■ WHAT THE TASK REQUIRES:
Every entry that follows should be repeated exactly; drop the images.

(Rows from a dataset of pages and code)
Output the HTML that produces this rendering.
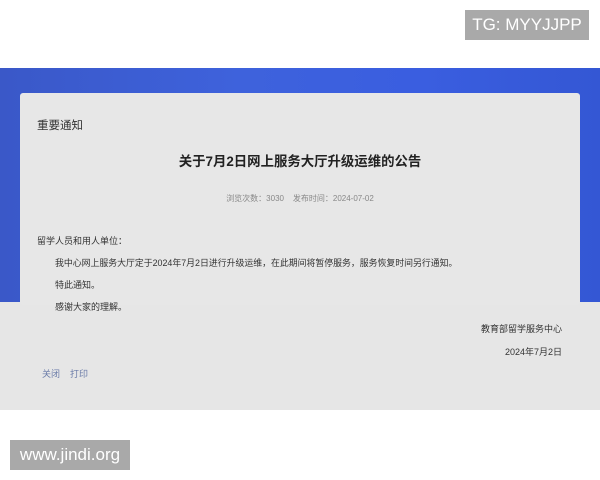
<!DOCTYPE html>
<html><head><meta charset="utf-8"><style>
body{margin:0;width:600px;height:480px;background:#fff;position:relative;overflow:hidden;font-family:"Liberation Sans","Noto Sans CJK SC",sans-serif;}
.blue{position:absolute;left:0;top:68px;width:600px;height:235px;background:linear-gradient(90deg,#3a58c8 0%,#3e62dc 40%,#3a5ee0 70%,#3457d4 100%);}
.grey{position:absolute;left:0;top:302px;width:600px;height:108px;background:#e6e6e6;}
.panel{position:absolute;left:20px;top:93px;width:560px;height:212px;background:#e7e7e7;border-radius:3px;}
.t{position:absolute;white-space:nowrap;color:#333;}
.wm{position:absolute;background:#a9a9a9;color:#fff;font-size:17px;text-align:center;}
</style></head><body>
<div class="blue"></div>
<div class="grey"></div>
<div class="panel"></div>
<div class="t" style="left:37px;top:117px;font-size:11.5px;">重要通知</div>
<div class="t" style="left:0;width:600px;text-align:center;top:150px;font-size:13.4px;font-weight:bold;color:#222;">关于7月2日网上服务大厅升级运维的公告</div>
<div class="t" style="left:0;width:600px;text-align:center;top:193px;font-size:8px;color:#888;">浏览次数：3030&nbsp;&nbsp;&nbsp;&nbsp;发布时间：2024-07-02</div>
<div class="t" style="left:37px;top:234px;font-size:9px;">留学人员和用人单位：</div>
<div class="t" style="left:55px;top:256px;font-size:8.9px;">我中心网上服务大厅定于2024年7月2日进行升级运维，在此期间将暂停服务，服务恢复时间另行通知。</div>
<div class="t" style="left:55px;top:278px;font-size:9px;">特此通知。</div>
<div class="t" style="left:55px;top:300px;font-size:9px;">感谢大家的理解。</div>
<div class="t" style="right:38px;top:322px;font-size:9px;">教育部留学服务中心</div>
<div class="t" style="right:38px;top:345px;font-size:9px;">2024年7月2日</div>
<div class="t" style="left:42px;top:367px;font-size:9px;color:#6a7ba8;">关闭&nbsp;&nbsp;&nbsp;&nbsp;打印</div>
<div class="wm" style="left:465px;top:10px;width:124px;height:30px;line-height:30px;">TG: MYYJJPP</div>
<div class="wm" style="left:10px;top:440px;width:120px;height:30px;line-height:30px;">www.jindi.org</div>
</body></html>
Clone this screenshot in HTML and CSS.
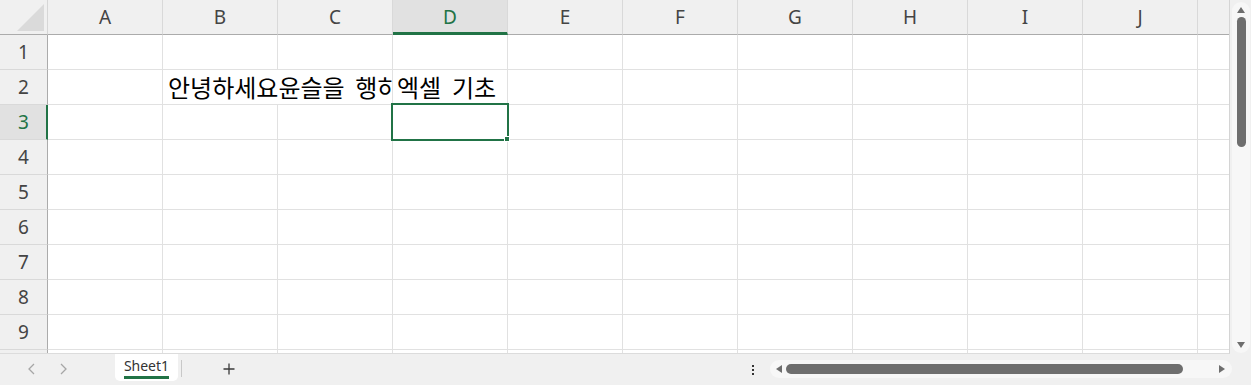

■ FULL ANSWER:
Output the HTML that produces this rendering.
<!DOCTYPE html>
<html><head><meta charset="utf-8"><style>
body{margin:0;width:600px;height:480px;background:#fff;position:relative;overflow:hidden;font-family:"Liberation Sans","Noto Sans CJK SC",sans-serif;}
.blue{position:absolute;left:0;top:68px;width:600px;height:235px;background:linear-gradient(90deg,#3a58c8 0%,#3e62dc 40%,#3a5ee0 70%,#3457d4 100%);}
.grey{position:absolute;left:0;top:302px;width:600px;height:108px;background:#e6e6e6;}
.panel{position:absolute;left:20px;top:93px;width:560px;height:212px;background:#e7e7e7;border-radius:3px;}
.t{position:absolute;white-space:nowrap;color:#333;}
.wm{position:absolute;background:#a9a9a9;color:#fff;font-size:17px;text-align:center;}
</style></head><body>
<div class="blue"></div>
<div class="grey"></div>
<div class="panel"></div>
<div class="t" style="left:37px;top:117px;font-size:11.5px;">重要通知</div>
<div class="t" style="left:0;width:600px;text-align:center;top:150px;font-size:13.4px;font-weight:bold;color:#222;">关于7月2日网上服务大厅升级运维的公告</div>
<div class="t" style="left:0;width:600px;text-align:center;top:193px;font-size:8px;color:#888;">浏览次数：3030&nbsp;&nbsp;&nbsp;&nbsp;发布时间：2024-07-02</div>
<div class="t" style="left:37px;top:234px;font-size:9px;">留学人员和用人单位：</div>
<div class="t" style="left:55px;top:256px;font-size:8.9px;">我中心网上服务大厅定于2024年7月2日进行升级运维，在此期间将暂停服务，服务恢复时间另行通知。</div>
<div class="t" style="left:55px;top:278px;font-size:9px;">特此通知。</div>
<div class="t" style="left:55px;top:300px;font-size:9px;">感谢大家的理解。</div>
<div class="t" style="right:38px;top:322px;font-size:9px;">教育部留学服务中心</div>
<div class="t" style="right:38px;top:345px;font-size:9px;">2024年7月2日</div>
<div class="t" style="left:42px;top:367px;font-size:9px;color:#6a7ba8;">关闭&nbsp;&nbsp;&nbsp;&nbsp;打印</div>
<div class="wm" style="left:465px;top:10px;width:124px;height:30px;line-height:30px;">TG: MYYJJPP</div>
<div class="wm" style="left:10px;top:440px;width:120px;height:30px;line-height:30px;">www.jindi.org</div>
</body></html>
Clone this screenshot in HTML and CSS.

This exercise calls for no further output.